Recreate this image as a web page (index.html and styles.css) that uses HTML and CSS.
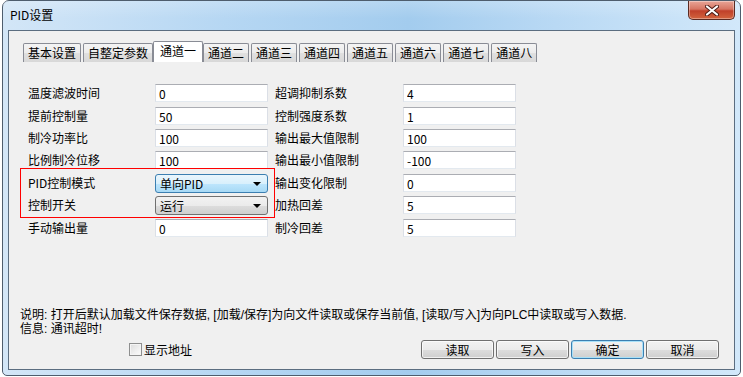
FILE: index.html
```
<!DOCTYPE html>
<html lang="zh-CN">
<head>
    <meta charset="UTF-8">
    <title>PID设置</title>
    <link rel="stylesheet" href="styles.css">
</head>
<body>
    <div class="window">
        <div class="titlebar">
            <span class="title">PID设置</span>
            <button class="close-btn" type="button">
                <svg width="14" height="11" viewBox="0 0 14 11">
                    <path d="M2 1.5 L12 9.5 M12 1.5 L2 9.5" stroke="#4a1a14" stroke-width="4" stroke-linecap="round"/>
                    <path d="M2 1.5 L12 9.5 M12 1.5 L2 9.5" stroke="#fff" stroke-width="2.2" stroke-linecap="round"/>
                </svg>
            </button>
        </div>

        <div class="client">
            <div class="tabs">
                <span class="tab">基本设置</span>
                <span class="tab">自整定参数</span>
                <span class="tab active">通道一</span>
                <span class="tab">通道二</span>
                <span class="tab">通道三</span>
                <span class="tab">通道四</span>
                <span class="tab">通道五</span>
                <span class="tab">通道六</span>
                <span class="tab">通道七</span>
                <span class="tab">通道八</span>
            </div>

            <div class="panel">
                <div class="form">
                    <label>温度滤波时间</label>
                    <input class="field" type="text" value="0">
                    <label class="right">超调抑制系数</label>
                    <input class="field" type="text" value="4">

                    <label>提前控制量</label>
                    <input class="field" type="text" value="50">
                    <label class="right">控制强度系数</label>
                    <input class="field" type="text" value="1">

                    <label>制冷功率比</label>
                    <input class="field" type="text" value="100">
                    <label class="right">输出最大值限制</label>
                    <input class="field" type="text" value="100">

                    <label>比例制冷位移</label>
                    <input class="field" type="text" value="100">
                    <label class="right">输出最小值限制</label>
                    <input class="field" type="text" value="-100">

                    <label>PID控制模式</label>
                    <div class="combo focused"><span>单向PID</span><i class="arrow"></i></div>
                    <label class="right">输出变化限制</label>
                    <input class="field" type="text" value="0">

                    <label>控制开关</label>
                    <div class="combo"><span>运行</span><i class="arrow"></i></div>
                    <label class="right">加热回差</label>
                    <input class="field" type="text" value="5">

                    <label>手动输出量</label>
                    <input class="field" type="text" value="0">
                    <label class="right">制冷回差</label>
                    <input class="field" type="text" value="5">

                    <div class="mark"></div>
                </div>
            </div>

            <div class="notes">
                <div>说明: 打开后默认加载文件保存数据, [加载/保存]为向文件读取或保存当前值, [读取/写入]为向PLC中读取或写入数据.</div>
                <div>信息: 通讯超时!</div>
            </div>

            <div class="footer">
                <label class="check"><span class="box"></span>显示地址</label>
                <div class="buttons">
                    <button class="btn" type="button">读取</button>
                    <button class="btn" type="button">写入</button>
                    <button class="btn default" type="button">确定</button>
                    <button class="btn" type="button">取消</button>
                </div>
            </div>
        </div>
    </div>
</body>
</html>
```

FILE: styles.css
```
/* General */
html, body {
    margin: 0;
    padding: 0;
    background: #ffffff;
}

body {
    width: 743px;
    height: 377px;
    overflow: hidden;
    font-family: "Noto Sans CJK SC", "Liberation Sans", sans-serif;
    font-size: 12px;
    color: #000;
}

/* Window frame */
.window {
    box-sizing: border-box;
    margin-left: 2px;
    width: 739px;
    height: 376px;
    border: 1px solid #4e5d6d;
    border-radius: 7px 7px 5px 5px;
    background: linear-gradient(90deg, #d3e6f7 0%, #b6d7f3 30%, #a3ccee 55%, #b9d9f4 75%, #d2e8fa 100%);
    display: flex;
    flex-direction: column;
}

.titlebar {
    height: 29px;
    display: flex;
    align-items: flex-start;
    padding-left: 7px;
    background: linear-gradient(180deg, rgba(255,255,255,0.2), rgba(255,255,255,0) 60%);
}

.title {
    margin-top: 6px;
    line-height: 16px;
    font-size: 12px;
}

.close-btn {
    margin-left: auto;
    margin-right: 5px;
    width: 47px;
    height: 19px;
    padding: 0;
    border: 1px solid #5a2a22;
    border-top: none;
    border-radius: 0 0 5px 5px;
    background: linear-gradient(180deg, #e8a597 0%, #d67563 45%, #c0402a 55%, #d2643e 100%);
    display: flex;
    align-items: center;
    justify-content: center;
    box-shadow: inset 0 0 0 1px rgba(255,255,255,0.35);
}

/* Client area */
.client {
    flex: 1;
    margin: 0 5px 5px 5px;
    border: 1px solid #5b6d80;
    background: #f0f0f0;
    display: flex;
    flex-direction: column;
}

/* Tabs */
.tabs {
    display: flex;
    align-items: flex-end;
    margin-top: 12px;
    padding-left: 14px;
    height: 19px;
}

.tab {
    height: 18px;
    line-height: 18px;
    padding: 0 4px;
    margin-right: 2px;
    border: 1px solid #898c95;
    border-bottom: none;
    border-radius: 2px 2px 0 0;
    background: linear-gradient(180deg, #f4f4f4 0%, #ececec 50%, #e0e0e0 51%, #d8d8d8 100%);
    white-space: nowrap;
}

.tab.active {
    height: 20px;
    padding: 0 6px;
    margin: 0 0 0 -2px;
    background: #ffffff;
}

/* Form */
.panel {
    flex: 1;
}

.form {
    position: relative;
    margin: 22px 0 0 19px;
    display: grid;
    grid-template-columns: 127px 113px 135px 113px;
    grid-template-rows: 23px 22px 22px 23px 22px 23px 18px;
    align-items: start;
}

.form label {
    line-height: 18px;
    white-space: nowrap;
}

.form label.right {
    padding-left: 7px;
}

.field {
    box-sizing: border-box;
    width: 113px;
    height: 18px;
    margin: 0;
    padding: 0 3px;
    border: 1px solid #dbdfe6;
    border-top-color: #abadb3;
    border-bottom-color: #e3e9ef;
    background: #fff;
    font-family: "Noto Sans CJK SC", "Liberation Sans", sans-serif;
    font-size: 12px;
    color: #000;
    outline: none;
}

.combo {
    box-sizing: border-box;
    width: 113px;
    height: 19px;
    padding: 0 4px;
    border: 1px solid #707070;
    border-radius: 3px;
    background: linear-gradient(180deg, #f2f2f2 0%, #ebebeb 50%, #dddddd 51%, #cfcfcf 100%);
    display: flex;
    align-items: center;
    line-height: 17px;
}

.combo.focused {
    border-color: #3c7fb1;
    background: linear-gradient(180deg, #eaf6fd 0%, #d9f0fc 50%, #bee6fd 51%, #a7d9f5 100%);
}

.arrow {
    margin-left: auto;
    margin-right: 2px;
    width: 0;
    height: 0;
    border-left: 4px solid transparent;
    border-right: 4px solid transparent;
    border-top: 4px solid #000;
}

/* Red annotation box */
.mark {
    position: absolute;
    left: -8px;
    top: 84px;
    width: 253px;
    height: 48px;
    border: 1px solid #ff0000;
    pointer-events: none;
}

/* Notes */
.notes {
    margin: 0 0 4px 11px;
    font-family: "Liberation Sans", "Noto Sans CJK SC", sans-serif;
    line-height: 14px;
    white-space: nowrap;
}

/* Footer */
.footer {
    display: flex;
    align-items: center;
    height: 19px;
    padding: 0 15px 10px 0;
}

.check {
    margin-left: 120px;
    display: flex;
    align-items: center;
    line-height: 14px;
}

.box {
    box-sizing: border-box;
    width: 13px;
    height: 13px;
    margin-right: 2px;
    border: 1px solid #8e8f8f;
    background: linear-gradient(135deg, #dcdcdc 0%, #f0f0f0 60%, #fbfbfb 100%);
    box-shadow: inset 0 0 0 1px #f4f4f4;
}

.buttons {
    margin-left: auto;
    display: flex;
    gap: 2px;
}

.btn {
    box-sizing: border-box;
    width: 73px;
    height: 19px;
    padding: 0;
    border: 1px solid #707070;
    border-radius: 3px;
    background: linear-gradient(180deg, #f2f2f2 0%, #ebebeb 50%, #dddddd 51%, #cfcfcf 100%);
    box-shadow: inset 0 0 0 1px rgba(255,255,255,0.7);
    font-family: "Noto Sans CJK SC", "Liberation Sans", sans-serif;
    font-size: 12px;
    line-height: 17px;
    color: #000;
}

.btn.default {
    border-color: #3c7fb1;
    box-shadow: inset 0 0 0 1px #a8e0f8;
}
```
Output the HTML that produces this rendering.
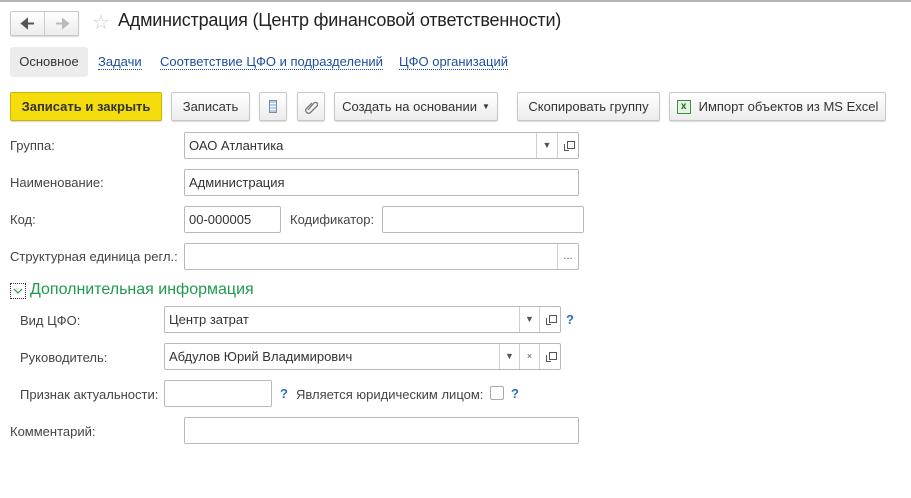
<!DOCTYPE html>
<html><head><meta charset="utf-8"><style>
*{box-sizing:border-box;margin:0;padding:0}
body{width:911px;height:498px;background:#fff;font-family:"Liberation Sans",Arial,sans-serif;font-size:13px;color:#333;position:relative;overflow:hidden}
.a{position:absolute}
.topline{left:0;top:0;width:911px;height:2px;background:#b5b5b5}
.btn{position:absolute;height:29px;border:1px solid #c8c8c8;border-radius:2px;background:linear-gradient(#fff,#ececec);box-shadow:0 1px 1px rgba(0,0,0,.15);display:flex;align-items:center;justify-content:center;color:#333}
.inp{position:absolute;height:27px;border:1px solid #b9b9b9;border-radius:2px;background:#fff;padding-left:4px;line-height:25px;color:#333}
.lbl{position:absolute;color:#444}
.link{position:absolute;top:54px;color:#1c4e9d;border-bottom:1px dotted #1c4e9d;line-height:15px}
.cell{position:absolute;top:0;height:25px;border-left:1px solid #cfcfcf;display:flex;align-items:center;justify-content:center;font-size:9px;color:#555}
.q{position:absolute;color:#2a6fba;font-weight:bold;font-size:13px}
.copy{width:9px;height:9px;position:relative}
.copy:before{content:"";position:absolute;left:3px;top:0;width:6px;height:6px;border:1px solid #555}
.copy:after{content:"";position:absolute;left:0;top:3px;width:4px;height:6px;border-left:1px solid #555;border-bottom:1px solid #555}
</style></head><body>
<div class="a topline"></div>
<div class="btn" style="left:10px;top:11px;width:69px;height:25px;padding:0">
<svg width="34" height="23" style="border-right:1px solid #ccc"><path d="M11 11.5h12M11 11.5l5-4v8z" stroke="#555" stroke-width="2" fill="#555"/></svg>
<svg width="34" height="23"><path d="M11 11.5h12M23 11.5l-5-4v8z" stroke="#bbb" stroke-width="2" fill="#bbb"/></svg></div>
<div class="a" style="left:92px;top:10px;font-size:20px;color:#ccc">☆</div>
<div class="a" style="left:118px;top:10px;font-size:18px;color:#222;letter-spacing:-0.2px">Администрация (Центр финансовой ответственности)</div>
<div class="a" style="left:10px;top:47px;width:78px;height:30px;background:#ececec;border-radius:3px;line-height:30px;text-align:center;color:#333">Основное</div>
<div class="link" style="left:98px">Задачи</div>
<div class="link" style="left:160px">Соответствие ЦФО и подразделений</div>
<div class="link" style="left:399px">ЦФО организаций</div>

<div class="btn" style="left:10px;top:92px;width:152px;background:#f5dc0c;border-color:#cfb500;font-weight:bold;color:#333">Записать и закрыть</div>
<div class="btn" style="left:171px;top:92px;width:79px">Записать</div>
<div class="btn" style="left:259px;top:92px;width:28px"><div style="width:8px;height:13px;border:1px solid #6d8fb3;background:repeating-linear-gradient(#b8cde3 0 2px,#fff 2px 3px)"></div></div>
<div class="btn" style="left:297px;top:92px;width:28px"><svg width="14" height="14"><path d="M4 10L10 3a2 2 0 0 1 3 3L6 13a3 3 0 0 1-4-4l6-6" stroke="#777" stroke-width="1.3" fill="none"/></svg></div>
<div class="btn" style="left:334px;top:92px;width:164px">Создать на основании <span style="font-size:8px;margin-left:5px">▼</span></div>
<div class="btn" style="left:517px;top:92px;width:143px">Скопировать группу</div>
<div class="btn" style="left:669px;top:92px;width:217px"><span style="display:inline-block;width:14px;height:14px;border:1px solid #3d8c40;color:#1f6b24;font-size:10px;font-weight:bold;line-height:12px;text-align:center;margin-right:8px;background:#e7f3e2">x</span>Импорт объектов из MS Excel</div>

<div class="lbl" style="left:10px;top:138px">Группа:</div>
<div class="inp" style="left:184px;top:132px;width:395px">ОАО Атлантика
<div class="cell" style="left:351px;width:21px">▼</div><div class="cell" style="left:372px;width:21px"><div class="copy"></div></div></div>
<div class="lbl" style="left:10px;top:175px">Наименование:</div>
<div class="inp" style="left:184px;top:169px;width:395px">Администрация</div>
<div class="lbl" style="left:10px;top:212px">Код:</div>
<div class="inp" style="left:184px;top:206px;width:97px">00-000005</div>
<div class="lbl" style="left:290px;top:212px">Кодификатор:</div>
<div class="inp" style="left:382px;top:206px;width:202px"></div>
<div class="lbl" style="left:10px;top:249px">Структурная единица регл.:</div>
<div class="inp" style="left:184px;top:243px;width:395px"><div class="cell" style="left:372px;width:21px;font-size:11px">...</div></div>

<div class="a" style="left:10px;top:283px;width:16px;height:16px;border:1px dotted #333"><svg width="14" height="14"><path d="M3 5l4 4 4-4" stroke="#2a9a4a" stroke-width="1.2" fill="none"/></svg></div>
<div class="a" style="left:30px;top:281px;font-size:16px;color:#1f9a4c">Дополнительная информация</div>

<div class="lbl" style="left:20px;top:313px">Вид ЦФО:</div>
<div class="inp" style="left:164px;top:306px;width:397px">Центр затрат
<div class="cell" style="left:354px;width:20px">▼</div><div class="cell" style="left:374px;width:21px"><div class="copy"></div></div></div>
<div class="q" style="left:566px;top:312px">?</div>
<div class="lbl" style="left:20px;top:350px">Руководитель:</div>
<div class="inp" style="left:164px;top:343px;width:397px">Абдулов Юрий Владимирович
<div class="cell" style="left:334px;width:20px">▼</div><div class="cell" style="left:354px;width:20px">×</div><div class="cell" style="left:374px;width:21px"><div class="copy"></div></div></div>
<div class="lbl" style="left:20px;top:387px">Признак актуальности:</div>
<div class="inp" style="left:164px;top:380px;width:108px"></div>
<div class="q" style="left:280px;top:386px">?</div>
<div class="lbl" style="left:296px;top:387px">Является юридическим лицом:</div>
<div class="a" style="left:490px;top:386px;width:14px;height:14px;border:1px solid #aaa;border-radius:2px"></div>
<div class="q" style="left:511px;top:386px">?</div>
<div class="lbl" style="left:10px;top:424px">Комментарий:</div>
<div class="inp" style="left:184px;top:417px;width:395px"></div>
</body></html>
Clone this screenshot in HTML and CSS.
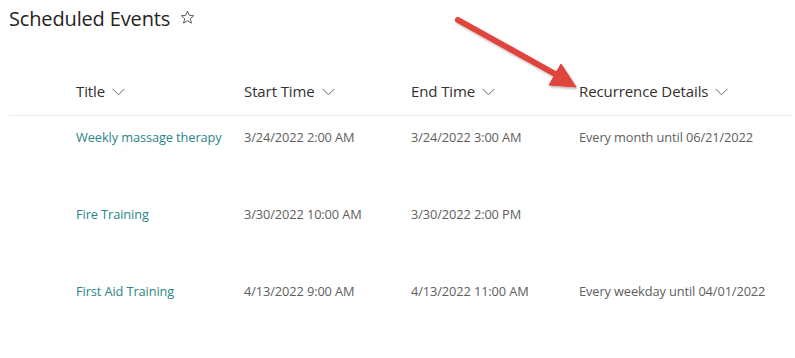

______________________________

### THE PROBLEM
Look through the data and gather every line with the string "this" in it.

### FINAL RESULT
Recreate this image as a web page (index.html and styles.css) that uses HTML and CSS.
Output the HTML that produces this rendering.
Clone this screenshot in HTML and CSS.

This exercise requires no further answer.